A psicologia clínica não é uma prática cultural simples. Por um lado, ela se apresenta para o grande público como uma espécie de “terra de ninguém” veiculando um relativismo que não permite critérios nem fronteiras para além do indivíduo: “todas as abordagens levam ao mesmo lugar”, “o que funciona para um não funciona para o outro”, “eu uso um pouco de cada coisa”. Ditos frequentes pronunciados por profissionais e gurus que sinalizam para esta mentalidade.
Por outro, a psicologia clínica é apresentada como uma ciência de verniz positivista, que tem nas evidências uma espécie de guia absoluto que reduz qualquer singularidade à um binômio diagnóstico-intervenção. “Se existem evidências, é boa clínica, se não, é perfumaria”. Para este grupo, a Bíblia é o DSM, a DIV 12 da APA um messias. Nesete discurso, para cada problema humano preexiste um tratamento já definido e pesquisado (e nada mais pode ser dito, a não ser que novas evidências se revelem)
Os dois polos estão essencialmente errados. O primeiro ignora completamente a potência e os avanços de uma prática que pode ser descrita em linguagem científica, pesquisada, avaliada e socializada. Se não temos critérios racionais para avaliar uma prática clínica, não há avanço nas questões relativas ao sofrimento humano (em geral), e não temos sequer meios de nos proteger contra práticas ineficazes perpetuadas por charlatões e ignorantes.

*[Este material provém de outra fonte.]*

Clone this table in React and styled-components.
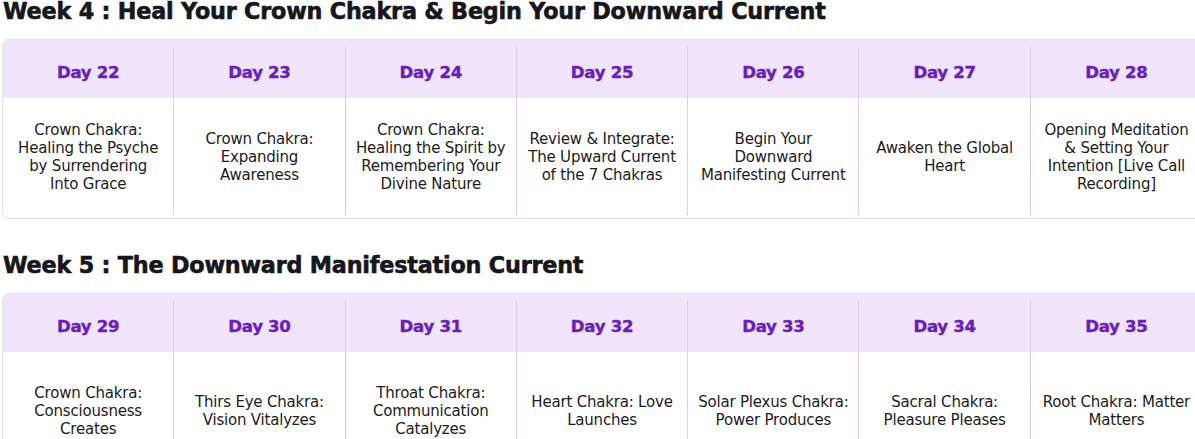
import React from 'react';
import styled, { createGlobalStyle } from 'styled-components';

const GlobalStyle = createGlobalStyle`
	html, body {
		margin: 0;
		padding: 0;
		background: #ffffff;
		overflow: hidden;
	}
`;

const Page = styled.div`
	width: 1195px;
	height: 439px;
	overflow: hidden;
	padding: 0 0 0 2px;
	box-sizing: border-box;
`;

const WeekTitle = styled.h2`
	margin: 0;
	height: 22px;
	line-height: 22px;
	font-family: 'DejaVu Sans', sans-serif;
	font-weight: 700;
	font-size: 22.3px;
	letter-spacing: -0.2px;
	-webkit-text-stroke: 0.6px #16161d;
	color: #16161d;
	white-space: nowrap;
	margin-top: ${(p) => p.$top}px;
	padding-left: 1px;
`;

const Card = styled.div`
	margin-top: 17px;
	width: 1200px;
	border: 1px solid #e6e3ea;
	border-radius: 7px;
	background: linear-gradient(#f0e5fa 0, #f0e5fa 58px, #ffffff 58px);
	height: ${(p) => p.$height}px;
	box-sizing: border-box;
	overflow: hidden;
`;

const Row = styled.div`
	display: grid;
	grid-template-columns: repeat(7, 171.3px);
	padding: 7px 0 3px;
	height: 100%;
	box-sizing: border-box;
`;

const Column = styled.div`
	display: flex;
	flex-direction: column;
	border-right: 1px solid #dccbe9;
	&:last-child {
		border-right: none;
	}
`;

const DayLabel = styled.div`
	height: 51px;
	flex: none;
	display: flex;
	align-items: center;
	justify-content: center;
	font-family: 'DejaVu Sans', sans-serif;
	font-weight: 700;
	font-size: 16.6px;
	color: #6a1dc4;
	-webkit-text-stroke: 0.4px #6a1dc4;
	letter-spacing: -0.3px;
`;

const Lesson = styled.div`
	flex: 1;
	display: flex;
	align-items: center;
	justify-content: center;
	text-align: center;
	padding: 0 4px;
	white-space: nowrap;
	font-family: 'DejaVu Sans', sans-serif;
	font-size: 15px;
	line-height: 18px;
	letter-spacing: -0.2px;
	color: #1c1c22;
`;

const weeks = [
	{
		title: 'Week 4 : Heal Your Crown Chakra & Begin Your Downward Current',
		top: 0,
		height: 180,
		days: [
			['Day 22', ['Crown Chakra:', 'Healing the Psyche', 'by Surrendering', 'Into Grace']],
			['Day 23', ['Crown Chakra:', 'Expanding', 'Awareness']],
			['Day 24', ['Crown Chakra:', 'Healing the Spirit by', 'Remembering Your', 'Divine Nature']],
			['Day 25', ['Review & Integrate:', 'The Upward Current', 'of the 7 Chakras']],
			['Day 26', ['Begin Your', 'Downward', 'Manifesting Current']],
			['Day 27', ['Awaken the Global', 'Heart']],
			['Day 28', ['Opening Meditation', '& Setting Your', 'Intention [Live Call', 'Recording]']],
		],
	},
	{
		title: 'Week 5 : The Downward Manifestation Current',
		top: 35,
		height: 180,
		days: [
			['Day 29', ['Crown Chakra:', 'Consciousness', 'Creates']],
			['Day 30', ['Thirs Eye Chakra:', 'Vision Vitalyzes']],
			['Day 31', ['Throat Chakra:', 'Communication', 'Catalyzes']],
			['Day 32', ['Heart Chakra: Love', 'Launches']],
			['Day 33', ['Solar Plexus Chakra:', 'Power Produces']],
			['Day 34', ['Sacral Chakra:', 'Pleasure Pleases']],
			['Day 35', ['Root Chakra: Matter', 'Matters']],
		],
	},
];

export default function App() {
	return (
		<Page>
			<GlobalStyle />
			{weeks.map((week) => (
				<section key={week.title}>
					<WeekTitle $top={week.top}>{week.title}</WeekTitle>
					<Card $height={week.height}>
						<Row>
							{week.days.map(([day, lines]) => (
								<Column key={day}>
									<DayLabel>{day}</DayLabel>
									<Lesson>
										<div>
											{lines.map((line, i) => (
												<div key={i}>{line}</div>
											))}
										</div>
									</Lesson>
								</Column>
							))}
						</Row>
					</Card>
				</section>
			))}
		</Page>
	);
}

A segunda mentalidade reforça uma visão deformada da própria ciência. A ciência é uma prática coletiva, culturalmente situada, atravessada por escolhas e vieses humanos e inapta para definições normativas.
Precisamos recusar ambas visões e afirmar a complexidade da prática clínica. Ela envolve evidências e deliberação, diagnósticos e avaliações contextuais, dados empíricos e espanto.